Voyager is watching two small moons
that-seem to be playing tag as they race
around Saturn in almost the same orbit. The
trailing moon is traveling faster than the
leader, and should catch up with the leader
in January 1982 (pages 20-21). The two pre-
sumably have been playing this game for
billions of years, Through what sleight of
physics do they avoid colliding?

National Geographic, July 1981

I have to admit, that’s pretty good! And how amazing that I have a LOT of files to scan.

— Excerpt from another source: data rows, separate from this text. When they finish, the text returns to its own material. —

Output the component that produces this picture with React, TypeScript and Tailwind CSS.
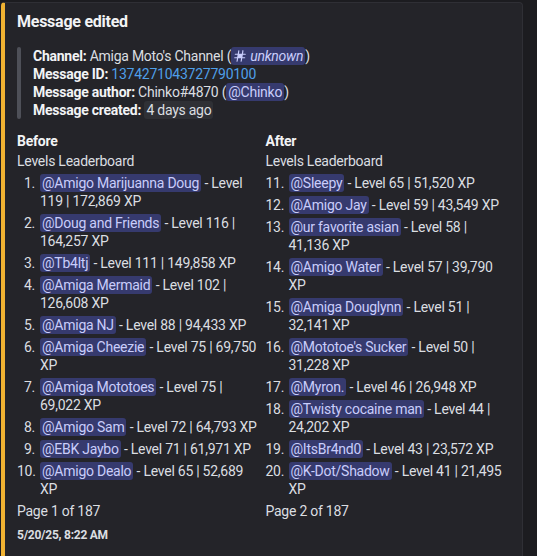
import React from "react";

const Mention = ({ children }: { children: React.ReactNode }) => (
  <span className="rounded-[3px] bg-[#363a6e] px-[2px] py-[1px] text-[#c9cdfb]">{children}</span>
);

type Item = { n: number; name: string; rest: string; wrap?: string };

const before: Item[] = [
  { n: 1, name: "@Amigo Marijuanna Doug", rest: " - Level", wrap: "119 | 172,869 XP" },
  { n: 2, name: "@Doug and Friends", rest: " - Level 116 |", wrap: "164,257 XP" },
  { n: 3, name: "@Tb4ltj", rest: " - Level 111 | 149,858 XP" },
  { n: 4, name: "@Amiga Mermaid", rest: " - Level 102 |", wrap: "126,608 XP" },
  { n: 5, name: "@Amiga NJ", rest: " - Level 88 | 94,433 XP" },
  { n: 6, name: "@Amiga Cheezie", rest: " - Level 75 | 69,750", wrap: "XP" },
  { n: 7, name: "@Amiga Mototoes", rest: " - Level 75 |", wrap: "69,022 XP" },
  { n: 8, name: "@Amigo Sam", rest: " - Level 72 | 64,793 XP" },
  { n: 9, name: "@EBK Jaybo", rest: " - Level 71 | 61,971 XP" },
  { n: 10, name: "@Amigo Dealo", rest: " - Level 65 | 52,689", wrap: "XP" },
];

const after: Item[] = [
  { n: 11, name: "@Sleepy", rest: " - Level 65 | 51,520 XP" },
  { n: 12, name: "@Amigo Jay", rest: " - Level 59 | 43,549 XP" },
  { n: 13, name: "@ur favorite asian", rest: " - Level 58 |", wrap: "41,136 XP" },
  { n: 14, name: "@Amigo Water", rest: " - Level 57 | 39,790", wrap: "XP" },
  { n: 15, name: "@Amiga Douglynn", rest: " - Level 51 |", wrap: "32,141 XP" },
  { n: 16, name: "@Mototoe's Sucker", rest: " - Level 50 |", wrap: "31,228 XP" },
  { n: 17, name: "@Myron.", rest: " - Level 46 | 26,948 XP" },
  { n: 18, name: "@Twisty cocaine man", rest: " - Level 44 |", wrap: "24,202 XP" },
  { n: 19, name: "@ItsBr4nd0", rest: " - Level 43 | 23,572 XP" },
  { n: 20, name: "@K-Dot/Shadow", rest: " - Level 41 | 21,495", wrap: "XP" },
];

const Field = ({ title, items, page }: { title: string; items: Item[]; page: string }) => (
  <div className="min-w-0">
    <div className="mb-[2px] font-bold text-[#f2f3f5]">{title}</div>
    <div>Levels Leaderboard</div>
    <ol className="mt-[4px]">
      {items.map((it) => (
        <li key={it.n} className="mb-[4px] flex">
          <span className="w-[23px] shrink-0 whitespace-nowrap pr-[5px] text-right">{it.n}.</span>
          <span className="min-w-0 whitespace-nowrap">
            <Mention>{it.name}</Mention>
            {it.rest}
            {it.wrap && (
              <>
                <br />
                {it.wrap}
              </>
            )}
          </span>
        </li>
      ))}
    </ol>
    <div>{page}</div>
  </div>
);

export default function App() {
  return (
    <div className="min-h-[556px] bg-[#1c1c20] pl-[1px] pt-[2px] font-['Roboto',sans-serif] text-[14px] leading-[18px] tracking-[-0.25px] text-[#dbdee1]">
      <div className="w-[522px] rounded-[4px] border border-[#2f2f35] border-l-4 border-l-[#f0b232] bg-[#242429] pb-4 pl-[12px] pr-4 pt-2">
        <div className="text-[16px] font-bold leading-[22px] text-[#f2f3f5]">Message edited</div>
        <div className="mt-[14px] flex">
          <div className="w-[4px] shrink-0 rounded bg-[#4e5058]" />
          <div className="pl-3">
            <div>
              <span className="font-bold text-[#f2f3f5]">Channel:</span> Amiga Moto's Channel (
              <span className="rounded-[3px] bg-[#363a6e] px-[2px] py-[1px] text-[#c9cdfb]">
                <svg className="mr-[3px] inline-block align-[-2px]" width="14" height="14" viewBox="0 0 24 24" fill="currentColor">
                  <path d="M10.99 3.16A1 1 0 1 0 9 2.84L8.15 8H4a1 1 0 0 0 0 2h3.82l-.67 4H3a1 1 0 1 0 0 2h3.82l-.8 4.84a1 1 0 0 0 1.97.32L8.85 16h4.97l-.8 4.84a1 1 0 0 0 1.97.32l.86-5.16H20a1 1 0 1 0 0-2h-3.82l.67-4H21a1 1 0 1 0 0-2h-3.82l.8-4.84a1 1 0 1 0-1.97-.32L15.15 8h-4.97l.8-4.84ZM14.15 14l.67-4H9.85l-.67 4h4.97Z" />
                </svg>
                <i>unknown</i>
              </span>
              )
            </div>
            <div>
              <span className="font-bold text-[#f2f3f5]">Message ID:</span>{" "}
              <span className="text-[#4f9fe8]">1374271043727790100</span>
            </div>
            <div>
              <span className="font-bold text-[#f2f3f5]">Message author:</span> Chinko#4870 (<Mention>@Chinko</Mention>)
            </div>
            <div>
              <span className="font-bold text-[#f2f3f5]">Message created:</span>{" "}
              <span className="rounded-[3px] bg-[#2f3035] px-[2px] py-[1px]">4 days ago</span>
            </div>
          </div>
        </div>
        <div className="mt-[13px] grid grid-cols-2 gap-2">
          <Field title="Before" items={before} page="Page 1 of 187" />
          <Field title="After" items={after} page="Page 2 of 187" />
        </div>
        <div className="mt-[7px] text-[12px] font-bold leading-4 text-[#dbdee1]">5/20/25, 8:22 AM</div>
      </div>
    </div>
  );
}
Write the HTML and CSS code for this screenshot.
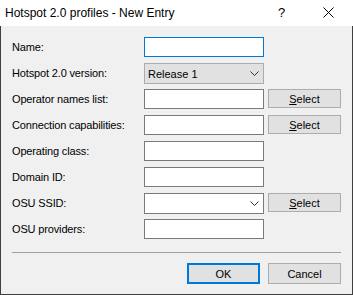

188553 File(s) 11,061,111,690 bytes

That is a LOT of files. Okay that’s nice, but can Tesseract read the list that I generated per issue? YES. The only thing that I’d love to see Tesseract do is create PDF’s with the scanned text embedded. OH WAIT, IT ALREADY DOES THAT!

How on earth did I not know this?

I put together a few scripts, and I was able to separate out all the images into years & months, then I created the needed list files with all the images in the correct order. It’s not a fast process I think it may take me a week or so to do this.

My CPU hates me

So far, I’m up to 1903, so I’ll update with some rough idea of when this finished.

So, the applications needed are old and obsolete Win16 or Classic MacOS needed machines, with an optical drive. Yes they still work (with emulation) on modern machines, although you still need to read the physical discs. Thankfully the images are easily mapped into the right order, and you can map them as your own. Neat!